# Using a binomial series find an approximate value to 7^{1 / 3}. If x is your answer, the x must...

## Question:

Using a binomial series find an approximate value to {eq}7^{\dfrac 1 3} {/eq}. If x is your answer, the x must satisfy absolute value of {eq}(7^{\dfrac 1 3} - x) {/eq} is less than {eq}10^{-4} {/eq}.

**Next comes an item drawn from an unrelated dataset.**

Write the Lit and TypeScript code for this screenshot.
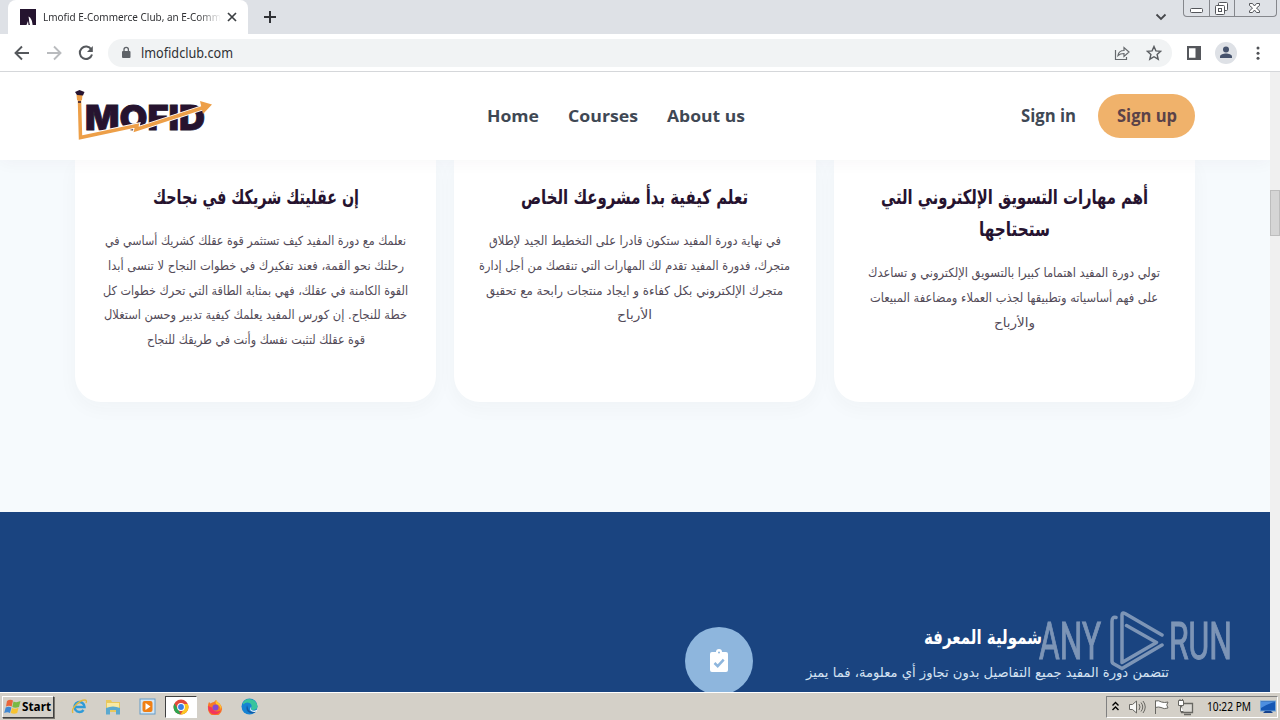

## Binomial Series Representation:

{eq}\\ {/eq}

The Binomial series representation for the fractional power is defined as:

{eq}\displaystyle (1 + x)^{k} = 1 + kx + \dfrac {k (k-1)}{2!} \; x^{2} + \dfrac {k (k-1) (k-2)}{3!} \; x^{3} + \cdots {/eq}

The above series representation is valid only when: {eq}\; \; \Longrightarrow \; |x| < 1 {/eq}

Here we will assume a function {eq}\; f(x) \; {/eq} which help us in order to approximate the value of {eq}\; \sqrt [3] {7} {/eq}. First of all, we will determine the series representation of the assumed function with the help of above expression then we will put some value of {eq}\; x \; {/eq} that will give us the approximation.

{eq}\\ {/eq}

{eq}\displaystyle f(x) = (6 + x)^{\dfrac {1}{3}} {/eq}

{eq}\displaystyle f(x) = \sqrt [3]{6} \; \Biggr[1 + \biggr( \dfrac {x}{6} \biggr) \Biggr]^{\dfrac {1}{3}} {/eq}

We know the standard Binomial series representation:

{eq}\displaystyle (1 + a)^{k} =1 + ka + \dfrac {k (k-1)}{2!} \; a^{2} + \dfrac {k (k-1) (k-2)}{3!} \; a^{3} + \cdots {/eq}

{eq}\displaystyle (1 + a)^{\dfrac {1}{3}} = 1 + \dfrac {a}{3} + \dfrac {\biggr( \dfrac {1}{3} \biggr) \; \biggr( \dfrac {1}{3} - 1 \biggr)}{2!} \; a^{2} + \dfrac {\biggr( \dfrac {1}{3} \biggr) \; \biggr( \dfrac {1}{3} - 1 \biggr) \; \biggr( \dfrac {1}{3} - 2 \biggr)}{3!} \; a^{3} + \cdots {/eq}

{eq}\displaystyle (1 + a)^{\dfrac {1}{3}} = 1 + \dfrac {a}{3} - \dfrac {a^{2}}{9} + \dfrac {5a^{3}}{81} + \cdots {/eq}

Now replace the value of {eq}\; a = \biggr( \dfrac {x}{6} \biggr) \; {/eq} in the above expression:

{eq}\displaystyle \Biggr[1 + \biggr( \dfrac {x}{6} \biggr) \Biggr]^{\dfrac {1}{3}} = 1 + \dfrac {1}{3} \; \biggr( \dfrac {x}{6} \biggr) - \dfrac {1}{9} \; \biggr( \dfrac {x}{6} \biggr)^{2} + \dfrac {5}{81} \; \biggr( \dfrac {x}{6} \biggr)^{3} + \cdots {/eq}

The interval of convergence is given as: {eq}\; \; |\dfrac {x}{6}| < 1 \; \; \; \Longrightarrow \; |x| < 6 {/eq}

{eq}\displaystyle \sqrt [3] {6 + x} = \sqrt [3] {6} \; \Biggr[ 1 + \dfrac {1}{3} \; \biggr( \dfrac {x}{6} \biggr) - \dfrac {1}{9} \; \biggr( \dfrac {x}{6} \biggr)^{2} + \dfrac {5}{81} \; \biggr( \dfrac {x}{6} \biggr)^{3} + \cdots \Biggr] {/eq}

The interval of convergence is given as: {eq}\; \; \Longrightarrow \; |x| < 6 {/eq}

Now replace the value of {eq}\; x = 1 \; {/eq} in the above expression in order to approximate the value of {eq}\; \sqrt [3] {7} \; {/eq}:

{eq}\displaystyle \sqrt [3] {7} \approx \sqrt [3] {6} \; \Biggr[ 1 + \dfrac {1}{3 \times 6} - \dfrac {1}{9 \times 6^{2}} + \dfrac {5}{81 \times 6^{3}} \Biggr] \; \approx \; 1.91298 {/eq}

{eq}\displaystyle \Longrightarrow \boxed {\sqrt [3] {7} \; \approx \; 1.91298} {/eq}